US$84.9 million urgently needed for Covid-19 response

by NORMA TSOPO

ZIMBABWE urgently needs US$84.9 million to support its National Covid-19 response for the immediate public health crisis and knock-on impacts of the global pandemic on vulnerable people.

This is in addition to US$715 million appeal for the 2020 Humanitarian Response Plan (HRP) launched on April 2.

The figure is part of a US$6.7 billion appeal that was launched on May 7 by the United Nations and partners in an updated Global Humanitarian Response Plan (GHRP) in New York to protect millions of lives and stem the spread of coronavirus in fragile countries.

Launching the updated GHRP, UN Humanitarian Chief, Mark Lowcock called for swift and determined action to avoid the most destabilizing effects of the COVID-19 pandemic.

The revised GHRP includes nine additional vulnerable countries: Benin, Djibouti, Liberia, Mozambique, Pakistan, the Philippines, Sierra Leone, Togo and Zimbabwe, and programmes to respond to the growth in food insecurity.
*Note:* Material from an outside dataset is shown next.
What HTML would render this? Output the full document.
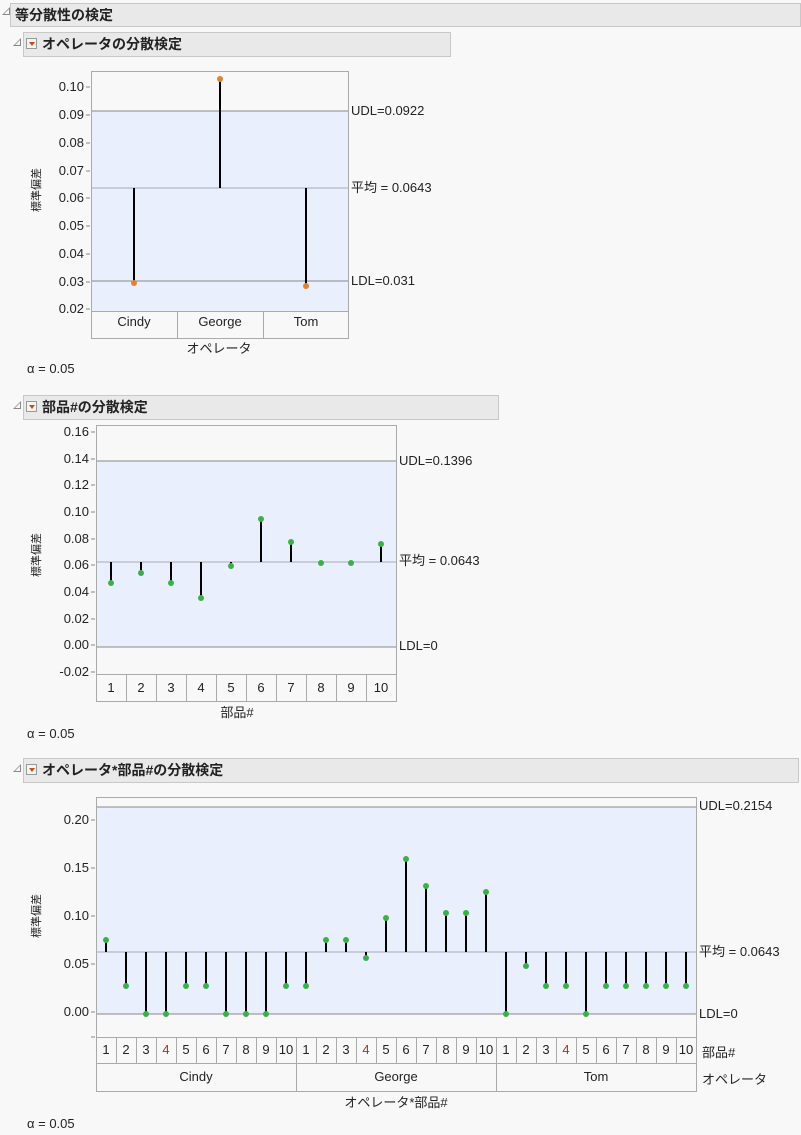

UN Resident Coordinator in Zimbabwe Maria Ribeiro said, “this additional appeal is part of the GHRP which will contribute to Zimbabwe’s national response  on COVID-19, particularly addressing the most vulnerable, including children, the elderly, women, people with disabilities, people living with HIV, refugees, migrants, and those affected by drought and food insecurity.”

The COVID-19 addendum to the HRP seeks to mobilize emergency funding for UN agencies and NGOs to provide support to public health emergency response to contain the spread of the COVID-19, through health programming, risk communication and community engagement, infection control and prevention, and provision of water supply and increased hygiene and sanitation intervention.

Expressing her appreciation for the strong partnership with Government, donors, development and humanitarian partners, Ribeiro called on all humanitarian and development partners to redouble efforts to ensure timely and adequate response in order to mitigate the triple crisis of socio-economic challenge, drought and COVID 19 in Zimbabwe.